June 18, 2002
Firefighters Busy With Several New Mexico Fires
The Associated Press
PECOS, N.M. Firefighters worried about hot, windy weather Tuesday as they tried to rein in a blaze that scorched at least 1,772 acres of the Pecos Wilderness in northern New Mexico.
Forecasts of wind gusting to 30 mph Tuesday afternoon make conditions ripe for the Trampas Fire to get the upper hand.
"This fire has the potential for extreme activity this afternoon when it gets extremely warm and the winds pick up," said Donna Nemeth, fire information officer.
Firefighters also must contend with steep, rough terrain and high elevations, she said.
And they must fight the fire by hand. No machinery is allowed in the wilderness, which is in the Santa Fe National Forest in the Sangre de Cristo Mountains
The Trampas Fire, apparently caused by lightning Saturday, was burning ponderosa pine and mixed conifer trees about three miles west of Rociada.
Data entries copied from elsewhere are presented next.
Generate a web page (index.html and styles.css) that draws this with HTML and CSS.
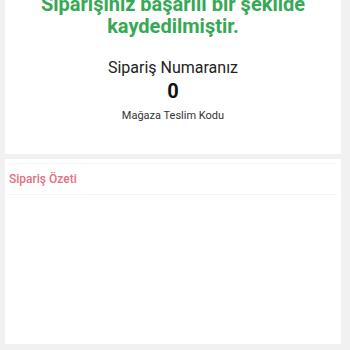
FILE: index.html
```html
<!DOCTYPE html>
<html lang="tr">
<head>
<meta charset="utf-8">
<link rel="stylesheet" href="styles.css">
</head>
<body>
<div class="page">
  <section class="card success">
    <h1 class="success-title">Siparişiniz başarılı bir şekilde kaydedilmiştir.</h1>
    <div class="order-label">Sipariş Numaranız</div>
    <div class="order-no">0</div>
    <div class="order-code">Mağaza Teslim Kodu</div>
  </section>
  <section class="card summary">
    <div class="summary-head">Sipariş Özeti</div>
    <div class="summary-body"></div>
  </section>
</div>
</body>
</html>
```
FILE: styles.css
```css
html, body {
  margin: 0;
  padding: 0;
  background: #f1f1f1;
  font-family: Roboto, "Noto Sans", Arial, sans-serif;
  overflow: hidden;
}
.page {
  padding: 0 9px 0 5px;
  display: flex;
  flex-direction: column;
  gap: 5px;
}
.card {
  background: #ffffff;
}
.success {
  margin-top: -7px;
  height: 161px;
  box-sizing: border-box;
  display: flex;
  flex-direction: column;
  align-items: center;
  text-align: center;
}
.success-title {
  margin: 0;
  width: 290px;
  font-size: 20px;
  line-height: 22px;
  font-weight: 700;
  color: #36a856;
}
.order-label {
  margin-top: 21px;
  font-size: 16px;
  line-height: 20px;
  color: #222222;
}
.order-no {
  margin-top: 2px;
  font-size: 20px;
  line-height: 22px;
  font-weight: 700;
  color: #111111;
}
.order-code {
  margin-top: 7px;
  font-size: 11px;
  line-height: 14px;
  color: #333333;
}
.summary {
  height: 185px;
  padding: 4px 4px 0 2px;
  box-sizing: border-box;
}
.summary-head {
  border-top: 1px solid #f7f7f7;
  border-bottom: 1px solid #f3f3f3;
  height: 32px;
  box-sizing: border-box;
  padding-left: 2px;
  display: flex;
  align-items: center;
  font-size: 12px;
  font-weight: 500;
  color: #e5707f;
}
```
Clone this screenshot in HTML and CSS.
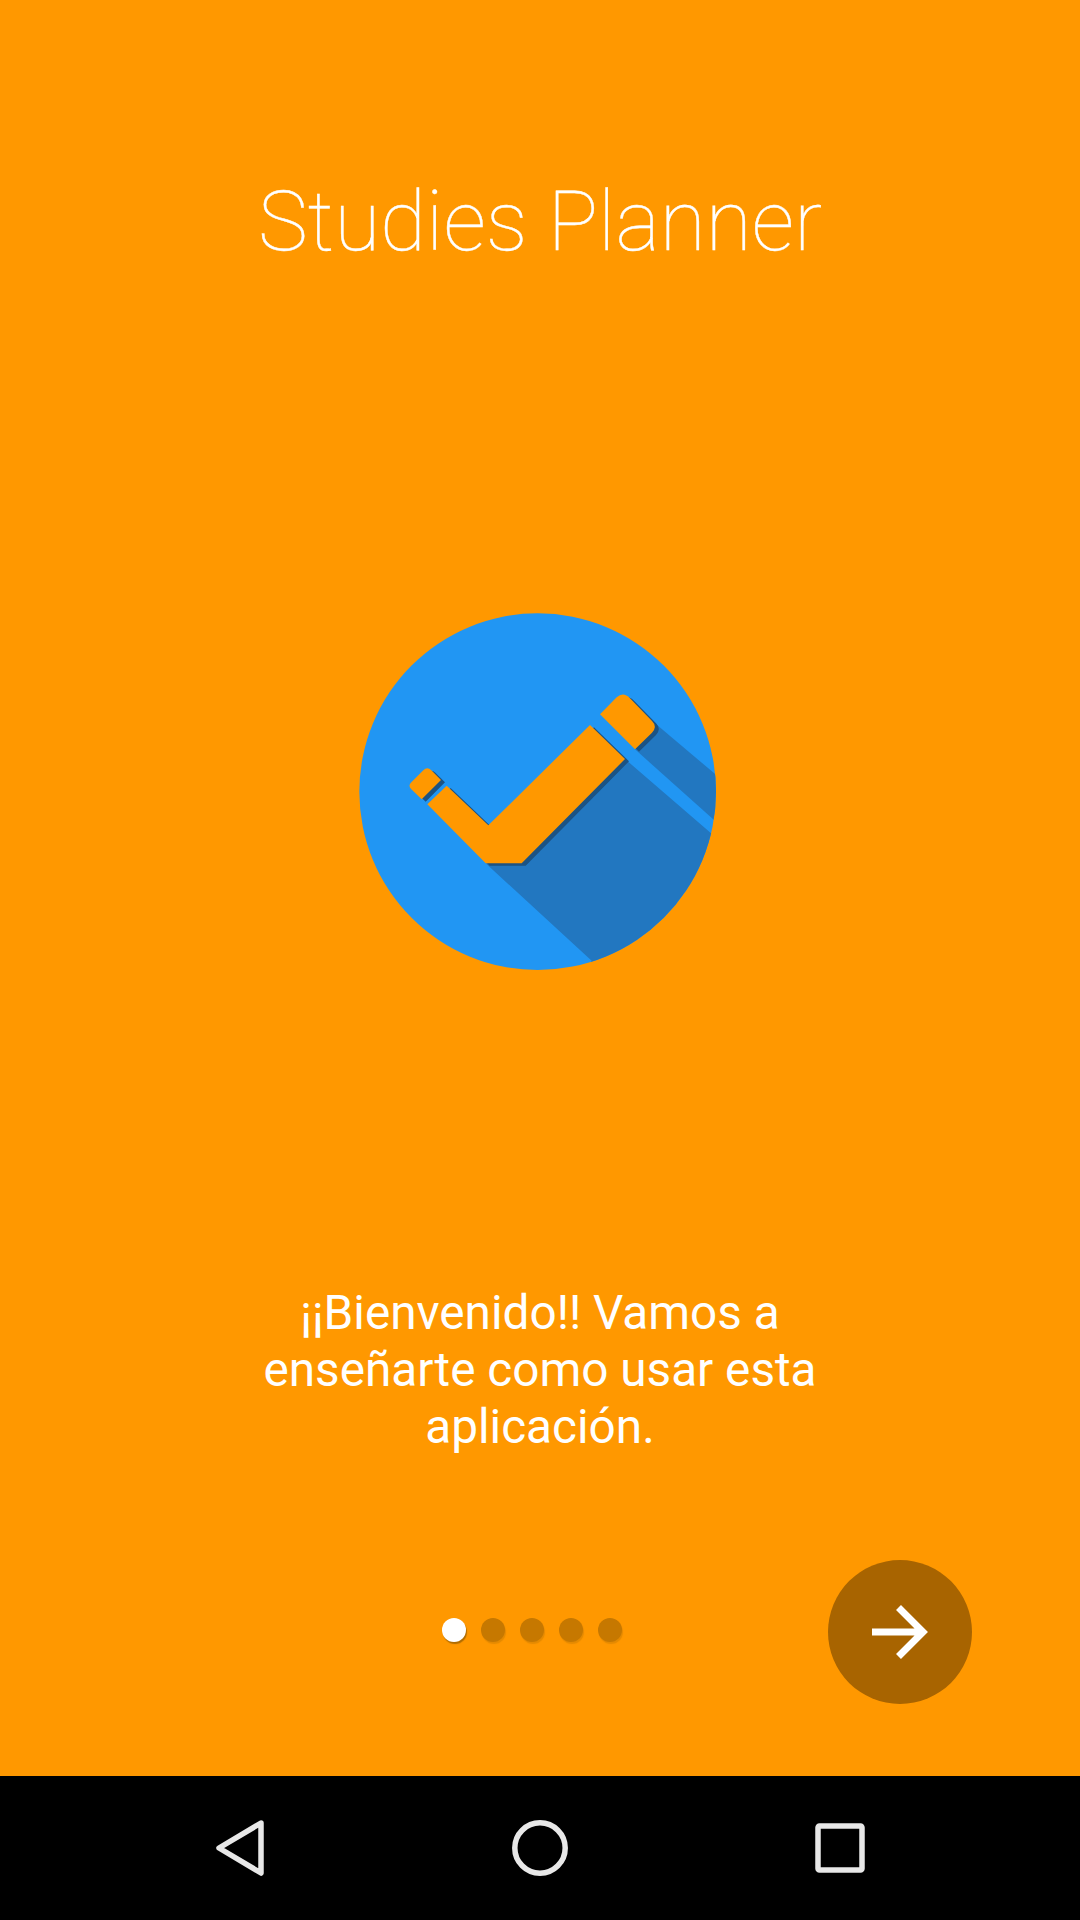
FILE: index.html
```html
<!DOCTYPE html>
<html lang="es">
<head>
  <meta charset="UTF-8">
  <title>Studies Planner</title>
  <link rel="stylesheet" href="styles.css">
</head>
<body>

  <div class="screen">
    <h1 class="title">Studies Planner</h1>

    <svg class="logo" viewBox="0 0 1200 1200" width="400" height="400">
      <defs>
        <clipPath id="circleClip"><circle cx="593" cy="605" r="535"/></clipPath>
        <filter id="soft"><feGaussianBlur stdDeviation="1.5"/></filter>
      </defs>
      <circle cx="593" cy="605" r="535" fill="#2196f3"/>
      <g clip-path="url(#circleClip)" fill="#2277c0">
        <polygon points="437,820 545,820 855,507 1200,805 1200,1300 650,1300 755,1112"/>
        <polygon points="885,478 945,400 1200,615 1200,760"/>
      </g>
      <g fill="#1b5283" filter="url(#soft)" transform="translate(12,7)">
        <path d="M262 643 320 587 445 706 750 405 855 507 545 820 437 820Z"/>
        <path d="M245 628 303 570 274 541Q262 529 250 541L214 577Q203 588 214 598Z"/>
        <path d="M885 478 936 428Q953 410 936 393L870 325Q850 304 830 322L780 373Z"/>
      </g>
      <g fill="#ff9800">
        <path d="M262 643 320 587 445 706 750 405 855 507 545 820 437 820Z"/>
        <path d="M245 628 303 570 274 541Q262 529 250 541L214 577Q203 588 214 598Z"/>
        <path d="M885 478 936 428Q953 410 936 393L870 325Q850 304 830 322L780 373Z"/>
      </g>
    </svg>

    <p class="message">¡¡Bienvenido!! Vamos a enseñarte como usar esta aplicación.</p>

    <div class="pager">
      <div class="dots">
        <span class="dot active"></span>
        <span class="dot"></span>
        <span class="dot"></span>
        <span class="dot"></span>
        <span class="dot"></span>
      </div>
      <div class="next">
        <svg viewBox="0 0 56 56" width="56" height="56">
          <path d="M0 28H50M26.500 3.500 51 28 26.500 52.500" fill="none" stroke="#fff" stroke-width="7"/>
        </svg>
      </div>
    </div>
  </div>

  <div class="navbar">
    <svg viewBox="0 0 48 56" width="48" height="56">
      <path d="M45 3 3 28 45 53Z" fill="none" stroke="#e8e8e8" stroke-width="5.5" stroke-linejoin="round"/>
    </svg>
    <svg viewBox="0 0 56 56" width="56" height="56">
      <circle cx="28" cy="28" r="25.200" fill="none" stroke="#e8e8e8" stroke-width="5.5"/>
    </svg>
    <svg viewBox="0 0 50 50" width="50" height="50">
      <rect x="3" y="3" width="44" height="44" rx="1.5" fill="none" stroke="#e8e8e8" stroke-width="5.5"/>
    </svg>
  </div>

</body>
</html>
```

FILE: styles.css
```css
* {
  box-sizing: border-box;
}

body {
  margin: 0;
  width: 1080px;
  height: 1920px;
  font-family: Roboto, sans-serif;
  color: #fff;
  background-color: #ff9800;
  overflow: hidden;
}

.screen {
  height: 1776px;
  display: flex;
  flex-direction: column;
  align-items: center;
}

.title {
  margin: 172px 0 0;
  font-size: 84px;
  line-height: 100px;
  font-weight: 100;
  text-align: center;
  -webkit-text-stroke: 0.4px #fff;
}

.logo {
  display: block;
  margin-top: 318px;
}

.message {
  width: 620px;
  margin: 295px 0 0;
  font-size: 47.7px;
  line-height: 57px;
  text-align: center;
}

.pager {
  width: 100%;
  margin-top: 104px;
  padding-right: 108px;
  display: flex;
  align-items: center;
}

.dots {
  margin-left: 442px;
  margin-right: auto;
  margin-bottom: 4px;
  display: flex;
  gap: 15px;
}

.dot {
  width: 24px;
  height: 24px;
  border-radius: 50%;
  background-color: #c67800;
  box-shadow: 1px 2px 1px #e58a00;
}

.dot.active {
  background-color: #fff;
  box-shadow: 1px 2px 1px #b06c00;
}

.next {
  width: 144px;
  height: 144px;
  border-radius: 50%;
  background-color: #a86400;
  display: flex;
  align-items: center;
  justify-content: center;
}

.navbar {
  height: 144px;
  padding: 0 215px 0 216px;
  background-color: #000;
  display: flex;
  align-items: center;
  justify-content: space-between;
}
```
The fire was moving northeast, but no structures were in imminent danger, Nemeth said.
"There problem is that there are a number of spot fires associated with the main fire," Nemeth said.
"We do continue to have structural protection in place around surrounding communities such as Rociada and Gascon," she said.
There were 898 people assigned to the Trampas and Roybal fires, known as the Roybal Complex, Nemeth said.
The Roybal Fire, which began Thursday north of Pecos, was 80 percent contained at 895 acres, she said.
Firefighters cleared a line around the Roybal Fire, which is not as much of a concern as the Trampas, Nemeth said.
Firefighters were working Tuesday to bolster the line around the Roybal and mop up hot spots inside the line to make sure embers are not blown across the line, she said.
"The interior sections are still burning, but it's not likely sparks will fly across the line and start new fires," Nemeth said.
Investigators were trying to determine a cause of the fire, also burning in the Santa Fe National Forest.
Firefighters tackling the Roybal Fire were using 40 engines, three bulldozers, five water tenders and five helicopters. The helicopters also were being used for water drops on the Trampas.
In northwestern New Mexico, crews also were trying to corral a fire that was spotted Monday afternoon along N.M. 112 in a different section of the Santa Fe National Forest.
The BMG Fire charred 600 to 700 acres north of Llave, about 30 miles north of Cuba in Rio Arriba County, said Dolores Maese, fire information officer.
The human-caused blaze was burning ponderosa pine, mixed conifer and juniper trees along with sagebrush, she said. Investigators were trying to determine who caused the fire, Maese said.
No structures were threatened Tuesday, but firefighters managed to protect a couple of structures Monday, she said.
The area is laced with oil and natural gas pipelines, so firefighters are being very careful when they use bulldozers, Maese said.
Firefighters also were concerned about hot, dry, windy weather they same type that caused the blaze to flare Monday, she said.
"It was rolling and blowing just real intense," Maese said.
There were 300 firefighters assigned to the fire, she said. They were using five engines and a helicopter.
Meanwhile, firefighters were close to containing other blazes in northern New Mexico.
The Dad Fire, burned about 50 acres of mainly ponderosa pine on private land south of Buena Vista, said Terri Wildermuth, state Forestry Division spokeswoman. No structures were threatened, she said.
On Sunday, "it was pretty fast-running, and they were able to get some dozers and hand crews up there and a couple of fire retardant drops," she said.
The fire was 95 percent contained late Monday, Wildermuth said. The cause was under investigation.
The Ponil Complex, made up of three blazes that burned 92,500 acres mostly on the Philmont Scout Ranch, was declared contained Monday evening, said fire information officer Karen Lightfoot.
The Ponil, kindled by lightning June 2, burned a mosaic of pinon and juniper along with grass at lower elevations, and ponderosa pine and mixed conifers at higher elevations.
In southern New Mexico, firefighters mopped up the Garfield Fire, which burned 150 private acres of salt cedar and Rio Grande bosque near Garfield, said Walt Hisenberg, fire information officer.
The cause of the fire, which began Sunday, was under investigation, he said.